If certain LED fixtures trigger headaches while others don’t, the culprit is likely temporal dithering—a technique where manufacturers rapidly pulse LEDs to simulate dimming. This creates imperceptible flicker that sensitive individuals detect subliminally. Solutions include switching to fixtures with analog dimming circuits or setting brightness to 100% and using diffusers to control intensity. Some people also react to the blue spike in standard LED phosphor blends, requiring “violet-pump” LEDs that use alternative excitation methods.

When Your Smart Lights Have a Mind of Their Own

Connectivity dropouts, scenes activating at wrong times, and lights refusing to respond often stem from network congestion rather than faulty hardware. The 2026 fix is creating a dedicated IoT VLAN on your router that prioritizes lighting traffic and isolates it from bandwidth-hungry devices. Also, disable “cloud relay” features that route local commands through internet servers, adding 500ms+ latency. True local control responds in under 50ms and works during internet outages.

Future-Proofing Your 2026 Lighting Investment

Modular Upgrade Paths

Technology evolves faster than fixtures wear out. Choose systems with swappable LED modules, upgradeable drivers, and firmware-updateable control chips. Some manufacturers now offer “performance contracts” where you subscribe to annual hardware upgrades, ensuring your lighting never falls behind standards. This is particularly valuable for circadian lighting, as research continuously refines the optimal spectral recipes for health and productivity.

AI-Powered Personalization on the Horizon

The next frontier is machine learning that observes your behavior patterns to preemptively optimize lighting. Early systems track which apps you’re using, your typing speed, even your posture via connected cameras to infer cognitive load and adjust illumination accordingly. While privacy concerns remain, on-device processing without cloud data transmission is becoming the ethical standard. Invest in ecosystems that expose API access, allowing you to integrate future AI assistants without replacing your entire lighting infrastructure.

Frequently Asked Questions

What makes 2026 lighting technology fundamentally different from 2024 models?

The integration of biometric feedback loops and true circadian spectral tuning marks the biggest leap. While 2024 systems followed clock-based schedules, 2026 fixtures adapt to your actual physiological state via wearable integration and presence sensing that understands your activity patterns, not just occupancy.

How many lumens do I really need for a home office desk lamp?

For mixed computer and paper work, target 800-1,000 lumens from your task light, but the critical factor is distribution quality. A well-designed 600-lumen lamp with precise optics outperforms a poorly diffused 1,200-lumen flood. Focus on lux levels at your work surface (300-500 lux) rather than total lumen output.
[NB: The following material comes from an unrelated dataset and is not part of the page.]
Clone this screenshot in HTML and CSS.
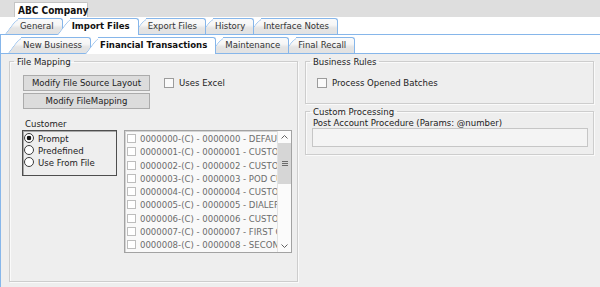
FILE: index.html
```
<!DOCTYPE html>
<html lang="en">
<head>
    <meta charset="utf-8">
    <title>ABC Company - Import Files</title>
    <link rel="stylesheet" href="styles.css">
</head>
<body>

<div class="titlebar">
    <div class="doc-tab">ABC Company</div>
</div>

<div class="tabrow main-tabs">
    <div class="tab"><span>General</span></div>
    <div class="tab active"><span>Import Files</span></div>
    <div class="tab"><span>Export Files</span></div>
    <div class="tab"><span>History</span></div>
    <div class="tab"><span>Interface Notes</span></div>
</div>

<div class="tabpage">
    <div class="tabrow sub-tabs">
        <div class="tab"><span>New Business</span></div>
        <div class="tab active"><span>Financial Transactions</span></div>
        <div class="tab"><span>Maintenance</span></div>
        <div class="tab"><span>Final Recall</span></div>
    </div>

    <div class="content">
        <fieldset class="group file-mapping">
            <legend>File Mapping</legend>
            <div class="group-body">
                <div class="fm-top">
                    <div class="buttons">
                        <div class="btn">Modify File Source Layout</div>
                        <div class="btn">Modify FileMapping</div>
                    </div>
                    <label class="check"><span class="box"></span>Uses Excel</label>
                </div>

                <div class="fm-bottom">
                    <div class="customer-label">Customer</div>
                    <div class="radios">
                        <div class="radio checked"><span class="dot"></span>Prompt</div>
                        <div class="radio"><span class="dot"></span>Predefined</div>
                        <div class="radio"><span class="dot"></span>Use From File</div>
                    </div>
                    <div class="list">
                        <div class="list-items">
                            <div class="list-item"><span class="cb"></span>0000000-(C) - 0000000 - DEFAULT</div>
                            <div class="list-item"><span class="cb"></span>0000001-(C) - 0000001 - CUSTOMER</div>
                            <div class="list-item"><span class="cb"></span>0000002-(C) - 0000002 - CUSTOMER</div>
                            <div class="list-item"><span class="cb"></span>0000003-(C) - 0000003 - POD CUSTOMER</div>
                            <div class="list-item"><span class="cb"></span>0000004-(C) - 0000004 - CUSTOMER</div>
                            <div class="list-item"><span class="cb"></span>0000005-(C) - 0000005 - DIALER</div>
                            <div class="list-item"><span class="cb"></span>0000006-(C) - 0000006 - CUSTOMER</div>
                            <div class="list-item"><span class="cb"></span>0000007-(C) - 0000007 - FIRST CUSTOMER</div>
                            <div class="list-item"><span class="cb"></span>0000008-(C) - 0000008 - SECOND CUSTOMER</div>
                        </div>
                        <div class="scrollbar">
                            <div class="sb-btn">
                                <svg width="7" height="4" viewBox="0 0 7 4"><polyline points="0.5,3.5 3.5,0.5 6.5,3.5" fill="none" stroke="#606060" stroke-width="1"/></svg>
                            </div>
                            <div class="sb-thumb">
                                <svg width="6" height="5" viewBox="0 0 6 5"><path d="M0 0.5H6M0 2.5H6M0 4.5H6" stroke="#6a6a6a" stroke-width="1"/></svg>
                            </div>
                            <div class="sb-track"></div>
                            <div class="sb-btn">
                                <svg width="7" height="4" viewBox="0 0 7 4"><polyline points="0.5,0.5 3.5,3.5 6.5,0.5" fill="none" stroke="#606060" stroke-width="1"/></svg>
                            </div>
                        </div>
                    </div>
                </div>
            </div>
        </fieldset>

        <div class="right-col">
            <fieldset class="group business-rules">
                <legend>Business Rules</legend>
                <div class="group-body">
                    <label class="check"><span class="box"></span>Process Opened Batches</label>
                </div>
            </fieldset>

            <fieldset class="group custom-processing">
                <legend>Custom Processing</legend>
                <div class="group-body">
                    <div class="field-label">Post Account Procedure (Params: @number)</div>
                    <div class="textbox"></div>
                </div>
            </fieldset>
        </div>
    </div>
</div>

</body>
</html>
```

FILE: styles.css
```
* {
    box-sizing:border-box;
}

body {
    margin:0;
    width:600px;
    height:287px;
    overflow:hidden;
    background:#eeeeee;
    color:#222;
    font-family:"DejaVu Sans Condensed", "DejaVu Sans", sans-serif;
    font-size:9.5px;
    font-stretch:condensed;
}

/* document tab strip */
.titlebar {
    height:17px;
    padding:2px 0 0 14px;
    background:#dedede;
}

.doc-tab {
    width:74px;
    height:15px;
    padding:1px 0 0 3px;
    background:#fff;
    border:1px solid #c4c4c4;
    border-bottom:0;
    border-top-right-radius:2px;
    font-weight:bold;
    font-size:10px;
    line-height:13px;
    color:#111;
    white-space:nowrap;
}

/* slanted tabs */
.tabrow {
    display:flex;
    align-items:flex-end;
    background:#fff;
    border-bottom:1px solid #86b6ea;
}

.main-tabs {
    height:18px;
    padding-left:5px;
}

.sub-tabs {
    height:19px;
    padding-left:7px;
}

.tab {
    position:relative;
    height:16px;
    padding:1px 9px 0 15px;
    margin-left:-6px;
    line-height:14px;
    color:#333;
    white-space:nowrap;
}

.tab:first-child { margin-left:0; z-index:9; }
.tab:nth-child(2) { z-index:8; }
.tab:nth-child(3) { z-index:7; }
.tab:nth-child(4) { z-index:6; }
.tab:nth-child(5) { z-index:5; }

.tab span {
    position:relative;
    z-index:1;
}

.tab::before, .tab::after {
    content:"";
    position:absolute;
    top:0;
    bottom:0;
    background:linear-gradient(#fafafa 0, #f6f6f6 40%, #e4e4e4 60%, #e2e2e2 100%);
}

.tab::before {
    left:0;
    width:26px;
    border-left:1px solid #86b6ea;
    border-top:1px solid #86b6ea;
    border-top-left-radius:6px;
    transform:skewX(-37deg);
    transform-origin:0 100%;
}

.tab::after {
    left:13px;
    right:0;
    border-top:1px solid #86b6ea;
    border-right:1px solid #86b6ea;
    border-top-right-radius:3px;
}

.tab.active {
    z-index:20;
    height:17px;
    margin-bottom:-1px;
    font-weight:bold;
    color:#111;
}

.tab.active::before, .tab.active::after {
    background:#fff;
}

.tabpage {
    border-left:1px solid #86b6ea;
}

/* page content */
.content {
    display:grid;
    grid-template-columns:289px 289px;
    column-gap:7px;
    align-items:start;
    height:233px;
    padding:1px 0 0 8px;
    background:#eeeeee;
}

.group {
    margin:0;
    padding:0;
    border:1px solid #cdcdcd;
    box-shadow:inset 1px 1px 0 #fafafa, 1px 1px 0 #fafafa;
    min-width:0;
}

.group legend {
    margin-left:4px;
    padding:0 3px;
    line-height:13px;
    color:#222;
}

.file-mapping {
    height:227px;
}

.file-mapping .group-body {
    padding:7px 0 0 12px;
}

.fm-top {
    display:flex;
    align-items:flex-start;
}

.buttons {
    display:flex;
    flex-direction:column;
    gap:2px;
    margin-left:1px;
}

.btn {
    width:127px;
    height:16px;
    line-height:14px;
    text-align:center;
    white-space:nowrap;
    background:#dcdcdc;
    border:1px solid #ababab;
    color:#222;
}

.check {
    display:flex;
    align-items:center;
    gap:5px;
    line-height:13px;
    color:#222;
    white-space:nowrap;
}

.check .box {
    width:10px;
    height:10px;
    border:1px solid #9c9c9c;
    background:#fafafa;
}

.fm-top .check {
    margin:1px 0 0 14px;
}

.fm-bottom {
    display:grid;
    grid-template-columns:95px 168px;
    column-gap:7px;
    margin-top:8px;
}

.customer-label {
    grid-column:1 / 3;
    padding-left:3px;
    line-height:13px;
}

.radios {
    height:46px;
    padding-top:1px;
    border:1px solid #4e4e4e;
    box-shadow:inset 1px 1px 0 #a8a8a8;
}

.radio {
    display:flex;
    align-items:center;
    gap:4px;
    height:12px;
    padding-left:1px;
    color:#222;
    white-space:nowrap;
}

.radio .dot {
    width:10px;
    height:10px;
    border:1px solid #3c3c3c;
    border-radius:50%;
    background:#fff;
}

.radio.checked .dot {
    background:radial-gradient(circle, #111 0, #111 2px, #fff 2.6px);
}

.list {
    display:flex;
    height:123px;
    border:1px solid #a2a2a2;
    box-shadow:inset 1px 1px 0 #d4d4d4;
    background:#f9f9f9;
}

.list-items {
    flex:1;
    min-width:0;
    overflow:hidden;
    padding:1px 0 0 2px;
    color:#6c6c6c;
}

.list-item {
    display:flex;
    align-items:center;
    gap:4px;
    height:13.25px;
    white-space:nowrap;
}

.list-item .cb {
    flex:none;
    width:9px;
    height:9px;
    border:1px solid #bdbdbd;
    background:#fff;
}

.scrollbar {
    display:flex;
    flex-direction:column;
    width:14px;
    border-left:1px solid #e2e2e2;
    background:#fbfbfb;
}

.sb-btn {
    display:flex;
    align-items:center;
    justify-content:center;
    height:12px;
}

.sb-thumb {
    display:flex;
    align-items:center;
    justify-content:center;
    height:41px;
    background:#d6d6d6;
}

.sb-track {
    flex:1;
}

/* right column */
.right-col {
    display:flex;
    flex-direction:column;
    gap:1px;
}

.business-rules {
    height:49px;
}

.business-rules .group-body {
    padding:8px 0 0 11px;
}

.custom-processing {
    height:50px;
}

.custom-processing .group-body {
    padding:0 5px 0 6px;
}

.field-label {
    margin:-2px 0 0 1px;
    line-height:13px;
    white-space:nowrap;
}

.textbox {
    height:19px;
    margin-top:-1px;
    border:1px solid #c6c6c6;
    background:#f4f4f4;
}
```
Can smart lighting actually improve my sleep if I work late?

Yes, but only with systems offering spectral tuning below 2700K and melanopic ratios under 0.3 after sunset. The key is eliminating the 460-480nm wavelength band while maintaining enough illumination for productivity. Users report 45-minute improvements in sleep onset when using true circadian systems versus standard dimmed LEDs.

Are expensive desk lamps worth the investment over $30 alternatives?

The value proposition lies in longevity and health impact. A $200 lamp with 95+ CRI, invisible flicker, and 20-year LED modules costs $0.03 per day over its lifespan. When factoring in reduced eye strain, fewer headaches, and sustained brightness, the ROI becomes clear for anyone spending 6+ hours daily at their desk.

What’s the ideal color temperature for video conference lighting?

Set your primary light source to 4000K with a CRI above 90. This temperature renders skin tones naturally while providing enough cool light to appear alert. Avoid going above 5000K, which can make you look washed out, or below 3000K, which reads as tired or unprofessional on camera.

How do I prevent glare on my monitor when using a desk lamp?

Position the lamp at a 30-45 degree angle from your screen, use fixtures with asymmetric optics that direct light downward, and ensure the lamp’s height is 12-18 inches above your desk. Matte screen protectors help, but proper geometry solves 90% of glare issues without reducing image quality.

Do smart lighting systems work during power outages?

Most require grid power, but new solar-capable desk lamps with 100-hour battery backup maintain basic illumination. For whole-room systems, invest in a UPS (uninterruptible power supply) rated for 200+ watts to keep smart hubs and essential fixtures operational during brief outages, preserving your circadian schedule.

What’s the difference between tunable white and full-spectrum color lighting?

Tunable white adjusts from warm to cool whites (usually 2700K-6500K) but stays within the white light spectrum. Full-spectrum color adds red, green, and blue channels for millions of colors. For productivity, tunable white with high CRI is superior; color capability is primarily for ambiance and creative applications.

How often should I replace LED bulbs in my home office?

Quality LEDs last 50,000+ hours (17 years at 8 hours/day), but their output degrades gradually. Replace when brightness drops 30% or color shifts noticeably—usually around year 12-15. With modular systems, swap just the LED module rather than the entire fixture to reduce waste and cost.

Can lighting really impact my productivity measurably?

Occupational health studies show 18-23% productivity gains from optimized lighting. The mechanisms are reduced error rates from better visual acuity, sustained attention from proper circadian support, and fewer breaks due to eye strain. Individual results vary, but most users notice subjective improvements within two weeks of upgrading from basic to professionally designed lighting.